Sebbene il Regolamento Europeo sul finning proibisca la rimozione delle pinne di squalo in mare, una deroga consente ai pescherecci degli Stati membri dell’UE di ottenere autorizzazioni speciali per ‘lavorare’ gli squali e quindi rimuovere le pinne a bordo dei pescherecci. Negli ultimi anni, Germania e Regno Unito hanno interrotto la concessione di queste autorizzazioni. Solo Spagna e Portogallo continuano a concederle alla maggior parte dei loro pescatori.

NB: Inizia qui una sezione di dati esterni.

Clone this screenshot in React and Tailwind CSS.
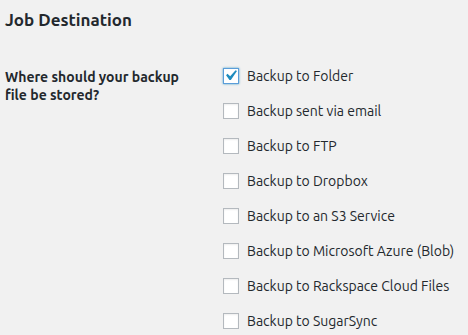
import React, { useState } from "react";

const destinations = [
    { id: "folder", label: "Backup to Folder" },
    { id: "email", label: "Backup sent via email" },
    { id: "ftp", label: "Backup to FTP" },
    { id: "dropbox", label: "Backup to Dropbox" },
    { id: "s3", label: "Backup to an S3 Service" },
    { id: "azure", label: "Backup to Microsoft Azure (Blob)" },
    { id: "rsc", label: "Backup to Rackspace Cloud Files" },
    { id: "sugarsync", label: "Backup to SugarSync" },
];

const CheckBox = ({ checked, onChange }) => (
    <button
        type="button"
        onClick={onChange}
        className={
            checked
                ? "w-4 h-4 bg-white border border-[#5b9dd9] shadow-[0_0_2px_rgba(30,140,190,0.8)] flex items-center justify-center shrink-0 overflow-visible"
                : "w-4 h-4 bg-white border border-[#b4b9be] shadow-[inset_0_1px_2px_rgba(0,0,0,0.07)] flex items-center justify-center shrink-0"
        }
    >
        {checked && (
            <svg width="21" height="21" viewBox="0 0 20 20" className="shrink-0 -ml-[1px] -mt-[1px]">
                <path d="M14.83 4.89l1.34.94-5.81 8.38H9.02L5.78 9.67l1.34-1.25 2.57 2.4z" fill="#1e8cbe" />
            </svg>
        )}
    </button>
);

export default function App() {
    const [selected, setSelected] = useState(["folder"]);

    const toggle = (id) => {
        setSelected((prev) => (prev.includes(id) ? prev.filter((x) => x !== id) : [...prev, id]));
    };

    return (
        <div className="w-[468px] h-[335px] bg-[#f1f1f1] text-[#23282d] font-['Ubuntu','Noto_Sans',sans-serif] overflow-hidden">
            <h3 className="px-[5px] pt-[8px] text-[17px] font-bold leading-[24px]">Job Destination</h3>
            <div className="flex mt-[36px]">
                <div className="w-[218px] shrink-0 pl-[5px] pr-[33px] text-[14px] font-bold leading-[18px]">
                    Where should your backup file be stored?
                </div>
                <div className="flex flex-col gap-[19px] pl-[5px]">
                    {destinations.map((d) => (
                        <label key={d.id} className="flex items-center gap-[8px] text-[14px] leading-[16px] cursor-pointer">
                            <CheckBox checked={selected.includes(d.id)} onChange={() => toggle(d.id)} />
                            <span>{d.label}</span>
                        </label>
                    ))}
                </div>
            </div>
        </div>
    );
}
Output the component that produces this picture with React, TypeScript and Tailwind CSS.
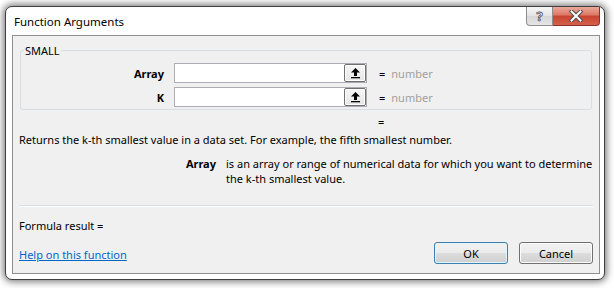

Nel 2003, in un tentativo di prevenire la pratica del finning – di fatto autorizzata da questi permessi – i responsabili della pesca dell’UE adottarono un rapporto massimo di corrispondenza tra pinne e carcassa. Tali rapporti vengono utilizzati in tutto il mondo per assicurare che la quantità di pinne sbarcate sia proporzionata alla quantità delle carcasse sbarcate. Il rapporto UE del 5% sul peso totale, tuttavia, risulta essere più alto e più permissivo rispetto a quello degli altri Paesi. Inoltre, è attualmente legale per le barche europee sbarcare pinne e carcasse in porti diversi. Questa seconda scappatoia complica l’applicazione del Regolamento e indebolisce la  politica di gestione degli squali, già di per sé debole. L’unica opzione efficace per rafforzare il divieto di finning è quella di richiedere che gli squali vengano sbarcati con le pinne ‘naturalmente attaccate’ al corpo.

Una copia del documento di consultazione è scaricabile al seguente indirizzo web: http://ec.europa.eu/fisheries/partners/consultations/shark_finning_ban/index_en.htm

La maggior parte degli squali hanno una crescita lenta, tarda maturità sessuale e generano basso numero di piccoli, rendendoli così particolarmente vulnerabili all’impatto della pesca eccessiva e una volta impoverite, il recupero delle popolazioni è lento. Il prelievo di predatori al vertice della catena trofica minaccia la stabilità dell’ecosistema marino e la pesca eccessiva (incluso il finning) è oggi considerata la maggiore causa del rischio di estinzione degli squali.